■ INFORMATION SHOWN ■
>> START

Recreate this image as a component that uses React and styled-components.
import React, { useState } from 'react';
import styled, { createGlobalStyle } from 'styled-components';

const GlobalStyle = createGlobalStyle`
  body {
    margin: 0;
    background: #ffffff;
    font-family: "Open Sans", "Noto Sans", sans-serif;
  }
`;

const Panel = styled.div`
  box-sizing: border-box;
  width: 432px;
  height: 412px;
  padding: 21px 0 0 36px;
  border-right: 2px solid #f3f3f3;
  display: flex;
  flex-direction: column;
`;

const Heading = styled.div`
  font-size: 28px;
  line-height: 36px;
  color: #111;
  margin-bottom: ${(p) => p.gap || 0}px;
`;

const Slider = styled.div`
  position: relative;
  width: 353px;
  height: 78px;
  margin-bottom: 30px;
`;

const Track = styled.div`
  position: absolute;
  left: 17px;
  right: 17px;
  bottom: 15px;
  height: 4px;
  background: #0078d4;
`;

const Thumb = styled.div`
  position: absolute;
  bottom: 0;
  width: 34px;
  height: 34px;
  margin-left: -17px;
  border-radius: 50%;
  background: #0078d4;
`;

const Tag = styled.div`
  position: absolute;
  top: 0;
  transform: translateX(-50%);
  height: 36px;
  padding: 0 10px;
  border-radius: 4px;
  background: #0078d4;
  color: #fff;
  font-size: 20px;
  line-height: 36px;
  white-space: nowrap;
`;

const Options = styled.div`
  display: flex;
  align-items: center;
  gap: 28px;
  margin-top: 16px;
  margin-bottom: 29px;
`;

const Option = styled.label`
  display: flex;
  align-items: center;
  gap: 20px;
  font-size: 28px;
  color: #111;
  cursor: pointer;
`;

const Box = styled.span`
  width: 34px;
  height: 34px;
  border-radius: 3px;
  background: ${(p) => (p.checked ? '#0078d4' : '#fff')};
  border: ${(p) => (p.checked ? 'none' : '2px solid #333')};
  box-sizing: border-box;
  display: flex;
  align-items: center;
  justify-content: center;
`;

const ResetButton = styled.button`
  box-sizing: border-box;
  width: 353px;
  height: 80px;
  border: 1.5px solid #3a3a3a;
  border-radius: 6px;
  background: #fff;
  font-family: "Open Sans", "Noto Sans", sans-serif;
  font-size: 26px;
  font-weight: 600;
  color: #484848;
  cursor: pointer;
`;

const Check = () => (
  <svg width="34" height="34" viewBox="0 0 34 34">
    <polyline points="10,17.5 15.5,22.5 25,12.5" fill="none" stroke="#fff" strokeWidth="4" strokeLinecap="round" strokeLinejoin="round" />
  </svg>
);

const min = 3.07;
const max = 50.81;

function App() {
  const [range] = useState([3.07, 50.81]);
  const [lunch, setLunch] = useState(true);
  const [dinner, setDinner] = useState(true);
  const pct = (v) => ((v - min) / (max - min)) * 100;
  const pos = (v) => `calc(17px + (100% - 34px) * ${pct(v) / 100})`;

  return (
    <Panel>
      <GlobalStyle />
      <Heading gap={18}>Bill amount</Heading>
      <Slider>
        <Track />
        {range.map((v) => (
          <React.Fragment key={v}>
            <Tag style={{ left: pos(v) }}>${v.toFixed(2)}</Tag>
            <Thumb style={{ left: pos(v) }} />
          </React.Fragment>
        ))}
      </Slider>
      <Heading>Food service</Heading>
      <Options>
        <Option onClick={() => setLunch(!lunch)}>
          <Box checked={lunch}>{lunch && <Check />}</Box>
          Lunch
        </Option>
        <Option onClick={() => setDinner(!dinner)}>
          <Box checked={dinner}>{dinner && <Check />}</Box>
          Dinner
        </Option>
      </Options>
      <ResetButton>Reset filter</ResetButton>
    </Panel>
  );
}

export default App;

>> END

Copy all data exactly, start to finish.

Recreate this image as a component that uses React and styled-components.
import React, { useState } from 'react';
import styled, { createGlobalStyle } from 'styled-components';

const GlobalStyle = createGlobalStyle`
  body {
    margin: 0;
    background: #ffffff;
    font-family: "Open Sans", "Noto Sans", sans-serif;
  }
`;

const Panel = styled.div`
  box-sizing: border-box;
  width: 432px;
  height: 412px;
  padding: 21px 0 0 36px;
  border-right: 2px solid #f3f3f3;
  display: flex;
  flex-direction: column;
`;

const Heading = styled.div`
  font-size: 28px;
  line-height: 36px;
  color: #111;
  margin-bottom: ${(p) => p.gap || 0}px;
`;

const Slider = styled.div`
  position: relative;
  width: 353px;
  height: 78px;
  margin-bottom: 30px;
`;

const Track = styled.div`
  position: absolute;
  left: 17px;
  right: 17px;
  bottom: 15px;
  height: 4px;
  background: #0078d4;
`;

const Thumb = styled.div`
  position: absolute;
  bottom: 0;
  width: 34px;
  height: 34px;
  margin-left: -17px;
  border-radius: 50%;
  background: #0078d4;
`;

const Tag = styled.div`
  position: absolute;
  top: 0;
  transform: translateX(-50%);
  height: 36px;
  padding: 0 10px;
  border-radius: 4px;
  background: #0078d4;
  color: #fff;
  font-size: 20px;
  line-height: 36px;
  white-space: nowrap;
`;

const Options = styled.div`
  display: flex;
  align-items: center;
  gap: 28px;
  margin-top: 16px;
  margin-bottom: 29px;
`;

const Option = styled.label`
  display: flex;
  align-items: center;
  gap: 20px;
  font-size: 28px;
  color: #111;
  cursor: pointer;
`;

const Box = styled.span`
  width: 34px;
  height: 34px;
  border-radius: 3px;
  background: ${(p) => (p.checked ? '#0078d4' : '#fff')};
  border: ${(p) => (p.checked ? 'none' : '2px solid #333')};
  box-sizing: border-box;
  display: flex;
  align-items: center;
  justify-content: center;
`;

const ResetButton = styled.button`
  box-sizing: border-box;
  width: 353px;
  height: 80px;
  border: 1.5px solid #3a3a3a;
  border-radius: 6px;
  background: #fff;
  font-family: "Open Sans", "Noto Sans", sans-serif;
  font-size: 26px;
  font-weight: 600;
  color: #484848;
  cursor: pointer;
`;

const Check = () => (
  <svg width="34" height="34" viewBox="0 0 34 34">
    <polyline points="10,17.5 15.5,22.5 25,12.5" fill="none" stroke="#fff" strokeWidth="4" strokeLinecap="round" strokeLinejoin="round" />
  </svg>
);

const min = 3.07;
const max = 50.81;

function App() {
  const [range] = useState([3.07, 50.81]);
  const [lunch, setLunch] = useState(true);
  const [dinner, setDinner] = useState(true);
  const pct = (v) => ((v - min) / (max - min)) * 100;
  const pos = (v) => `calc(17px + (100% - 34px) * ${pct(v) / 100})`;

  return (
    <Panel>
      <GlobalStyle />
      <Heading gap={18}>Bill amount</Heading>
      <Slider>
        <Track />
        {range.map((v) => (
          <React.Fragment key={v}>
            <Tag style={{ left: pos(v) }}>${v.toFixed(2)}</Tag>
            <Thumb style={{ left: pos(v) }} />
          </React.Fragment>
        ))}
      </Slider>
      <Heading>Food service</Heading>
      <Options>
        <Option onClick={() => setLunch(!lunch)}>
          <Box checked={lunch}>{lunch && <Check />}</Box>
          Lunch
        </Option>
        <Option onClick={() => setDinner(!dinner)}>
          <Box checked={dinner}>{dinner && <Check />}</Box>
          Dinner
        </Option>
      </Options>
      <ResetButton>Reset filter</ResetButton>
    </Panel>
  );
}

export default App;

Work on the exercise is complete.